§ DATA SHOWN:

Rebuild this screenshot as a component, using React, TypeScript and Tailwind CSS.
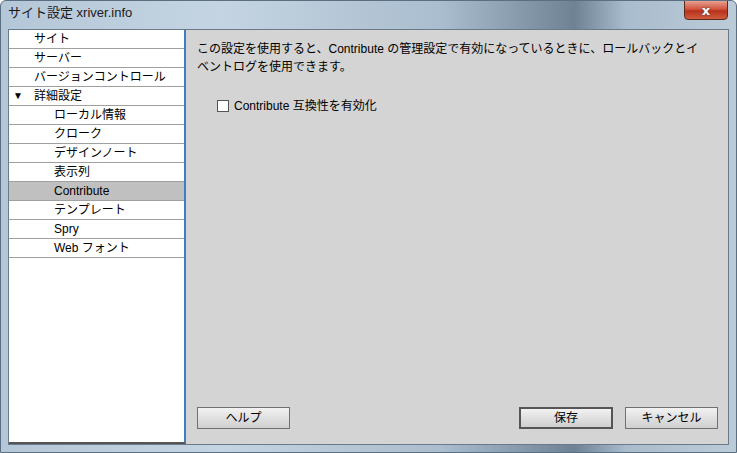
import React from "react";

const font = "font-['Liberation_Sans','Noto_Sans_CJK_JP',sans-serif]";

type Item = { label: string; level: 0 | 1; open?: boolean; selected?: boolean };

const items: Item[] = [
  { label: "サイト", level: 0 },
  { label: "サーバー", level: 0 },
  { label: "バージョンコントロール", level: 0 },
  { label: "詳細設定", level: 0, open: true },
  { label: "ローカル情報", level: 1 },
  { label: "クローク", level: 1 },
  { label: "デザインノート", level: 1 },
  { label: "表示列", level: 1 },
  { label: "Contribute", level: 1, selected: true },
  { label: "テンプレート", level: 1 },
  { label: "Spry", level: 1 },
  { label: "Web フォント", level: 1 },
];

function Button({ label, primary, className }: { label: string; primary?: boolean; className?: string }) {
  return (
    <button
      className={
        "h-[22px] flex items-center justify-center text-[12px] text-black bg-[linear-gradient(#f2f2f2,#e0e0e0_50%,#cfcfcf)] " +
        (primary ? "border-2 border-[#555] " : "border border-[#707070] ") +
        (className ?? "")
      }
    >
      {label}
    </button>
  );
}

export default function App() {
  return (
    <div className={`${font} w-[737px] h-[453px] flex flex-col rounded-t-[6px] bg-[linear-gradient(90deg,#b4c7d8_0%,#c4d4e2_30%,#aabdce_60%,#6e8294_78%,#a9bccd_85%,#bccbd8_100%)] border border-[#5a6f82] overflow-hidden`}>
      {/* title bar */}
      <div className="h-[28px] flex items-start relative">
        <span className="ml-[7px] mt-[5px] text-[13px] text-[#1a1a1a] leading-none">サイト設定 xriver.info</span>
        <div className="absolute right-[8px] top-[-1px] w-[44px] h-[20px] rounded-b-[4px] border border-[#5e2a20] bg-[linear-gradient(#e8a092,#d0553e_45%,#b8321c_55%,#cf5c3c)] flex items-center justify-center">
          <span className="text-white font-bold text-[13px] leading-none [text-shadow:0_0_2px_#333] font-['DejaVu_Sans',sans-serif]">x</span>
        </div>
      </div>
      {/* client */}
      <div className="flex-1 mx-[7px] mb-[7px] flex border border-[#6a7a88] bg-[#d4d4d4]">
        {/* tree */}
        <div className="w-[177px] shrink-0 bg-white border-r-2 border-r-[#3c7fc2] border-b-2 border-b-[#555] flex flex-col">
          {items.map((it) => (
            <div
              key={it.label}
              className={
                "h-[19px] flex items-center border-b border-[#a0a0a0] text-[12px] text-black " +
                (it.selected ? "bg-[#c0c0c0]" : "")
              }
            >
              <span className="w-[25px] pl-[4px] text-[10px] leading-none">{it.open ? "▼" : ""}</span>
              <span className={it.level === 1 ? "pl-[20px]" : ""}>{it.label}</span>
            </div>
          ))}
        </div>
        {/* panel */}
        <div className="flex-1 flex flex-col pl-[11px] pr-[10px] pt-[10px] pb-[15px] text-[12px] text-black">
          <p className="leading-[18px] whitespace-nowrap">
            この設定を使用すると、Contribute の管理設定で有効になっているときに、ロールバックとイ
            <br />
            ベントログを使用できます。
          </p>
          <label className="flex items-center gap-[5px] mt-[21px] ml-[20px]">
            <span className="w-[12px] h-[12px] border border-[#555] bg-white" />
            <span>Contribute 互換性を有効化</span>
          </label>
          <div className="flex-1" />
          <div className="flex items-center">
            <Button label="ヘルプ" className="w-[93px]" />
            <div className="flex-1" />
            <Button label="保存" primary className="w-[94px]" />
            <Button label="キャンセル" className="w-[93px] ml-[12px]" />
          </div>
        </div>
      </div>
    </div>
  );
}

§ CHALLENGE:
The lines from the top of the data above through the one holding "string; level: 0" are to be repeated exactly, and only those, with no pictures.

§ FULL SOLUTION:
Rebuild this screenshot as a component, using React, TypeScript and Tailwind CSS.
import React from "react";

const font = "font-['Liberation_Sans','Noto_Sans_CJK_JP',sans-serif]";

type Item = { label: string; level: 0 | 1; open?: boolean; selected?: boolean };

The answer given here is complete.